Searching for the Westfield W-Fi facility, which was available to me in theory, I discovered all the transient ones that weren’t. Presumably a fair proportion of my fellow shoppers were also beaming away and could, had I identified them and asked nicely, have delivered my Spectator to me if I promised to forget their passwords afterwards. Some of the Wi-Fi accounts have pet names, like Petenleanne or The Patelster.

The Westfield centre is surprisingly good, in spite of the surliness of its Wi-Fi facility. It has a range of funky food stalls for example, which I think that you would not find in the rather bland original Westfield in Shepherds Bush. The Shepherds Bush version is frequented by the better class of drug-dealer, who buy their soft furnishings there and make life in the underground car park a challenge because of their difficulty seeing where they are going through the darkened windows of their 4x4s. We do of course have drug-dealers in Plaistow. The better half overheard one of them standing outside his front door with a pal (this was before the cold weather returned) shooting the breeze about the problems and rewards of being a drug dealer in E13. Later I noticed a degree of tentativeness on his part in putting his BMW (saloon, not 4×4; regular windows) in the street outside his house through a three-point turn; maybe it is a recently-acquired BMW. But they seem to be less in evidence at our Westfield.

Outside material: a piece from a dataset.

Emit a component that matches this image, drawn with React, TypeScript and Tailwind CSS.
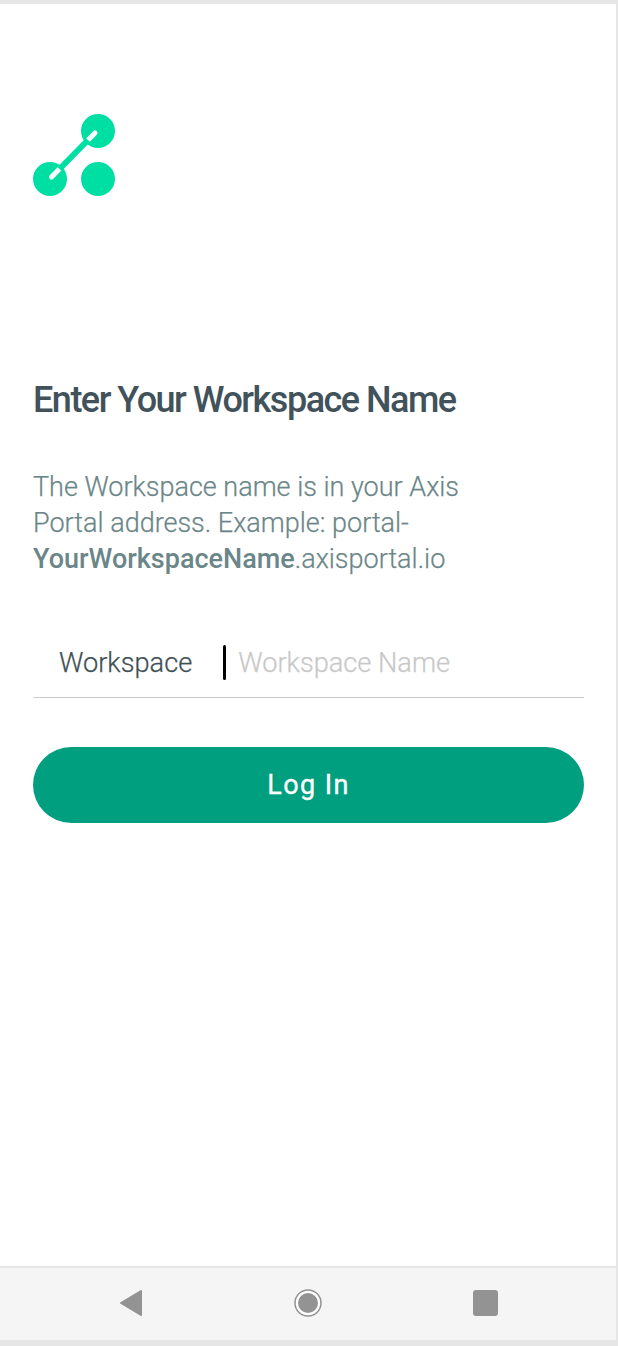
function Logo() {
  return (
    <svg width="82" height="82" viewBox="0 0 82 82" className="block">
      <circle cx="65" cy="17" r="17" fill="#00dfa3" />
      <circle cx="17" cy="65" r="17" fill="#00dfa3" />
      <circle cx="65" cy="65" r="17" fill="#00dfa3" />
      <path d="M62 19L18.5 63" stroke="#ffffff" strokeWidth="5" strokeLinecap="round" />
      <path d="M55 26L26.5 55" stroke="#00dfa3" strokeWidth="6" />
    </svg>
  );
}

export default function App() {
  return (
    <div className="flex h-[1346px] w-[618px] flex-col overflow-hidden bg-[#e6e6e6] font-['Roboto',sans-serif]">
      <div className="mt-1 mb-[6px] flex flex-1 flex-col pr-[2px]">
        <main className="flex-1 bg-white pl-[33px] pr-[32px] pt-[110px]">
          <Logo />
          <h1 className="mt-[184px] text-[36px] leading-[40px] font-medium tracking-[-1.5px] text-[#41525a]">
            Enter Your Workspace Name
          </h1>
          <p className="mt-[49px] text-[27px] leading-[36px] font-light text-[#6b8689] [-webkit-text-stroke:0.25px]">
            The Workspace name is in your Axis
            <br />
            Portal address. Example: portal-
            <br />
            <span className="font-medium [-webkit-text-stroke:0px]">YourWorkspaceName</span>.axisportal.io
          </p>
          <div className="mt-[45px] flex h-[76px] items-center border-b border-[#cccccc] pl-[26px] pt-[8px]">
            <span className="text-[27.2px] font-light text-[#3f4f55] [-webkit-text-stroke:0.25px]">Workspace</span>
            <span className="mb-[2px] ml-[31px] h-[35px] w-[3px] rounded-full bg-black" />
            <span className="ml-[12px] text-[27.2px] font-light text-[#c8c8c8] [-webkit-text-stroke:0.25px]">Workspace Name</span>
          </div>
          <button className="mt-[49px] flex h-[76px] w-full items-center justify-center rounded-full bg-[#009f80] text-[27px] tracking-[1.4px] text-white [-webkit-text-stroke:0.35px]">
            Log In
          </button>
        </main>
        <nav className="flex h-[74px] items-center justify-between border-t-2 border-[#e6e6e6] bg-[#f5f5f5] pb-[2px] pl-[119px] pr-[118px]">
          <svg width="24" height="28" viewBox="0 0 24 28">
            <path d="M22 2L2 14L22 26Z" fill="#939393" stroke="#939393" strokeWidth="2" strokeLinejoin="round" />
          </svg>
          <svg width="28" height="28" viewBox="0 0 28 28">
            <circle cx="14" cy="14" r="13" fill="#ffffff" stroke="#939393" strokeWidth="1.5" />
            <circle cx="14" cy="14" r="10" fill="#939393" />
          </svg>
          <span className="h-[26px] w-[25px] rounded-[3px] bg-[#939393]" />
        </nav>
      </div>
    </div>
  );
}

The move was surprisingly stress-free. I am sure that in the old days you had to organise moving your gas, electricity and phone supplies well in advance if you were not to be cut off, but these days the companies seem quite relaxed. And gas companies are about the only organisations that don’t demand to see a gas bill before they will talk to you. I suppose that if you see them every day, as they must, they lose their magic.

We were moved by Aussie Man & Van. There were two Aussie Men and they arrived with their Van brashly yellow, bearing images of kangaroos and festooned with Australian slang: ‘hard wakka’ for example, helpfully translated as ‘hard work’.

‘I am Laszlo and this is Laszlo,’ said the boss, alighting from his cab. ‘We are from Hungary.’

They were very good.

When I saw our old house at the end, our home for ten years, dusty, the walls covered with abandoned picture hooks and the carpets liberally decorated by the dog in the final weeks of his disability and the stains no longer tactfully disguised by rugs, I guessed that I would not feel nostalgic and I haven’t. When we arrived at our new house three neighbours came up to say welcome and one of them gave me a very nice hug. We look out onto immense plane trees and in the distance that funicular thing, built at the time of the Olympics, for which Transport for London claims credit but for which I suspect that there is no free travel for pensioners or the disabled. Turn ninety degrees and there is the Shard: just as there always was except that, since we are in the east, we can now see the sunset glinting through the artfully incomplete panes at the top.

The streets are emptier than in central London and, thanks to the Luftwaffe, the sky is bigger. When we had the three or four days of summer last week it was unnervingly like being at the seaside.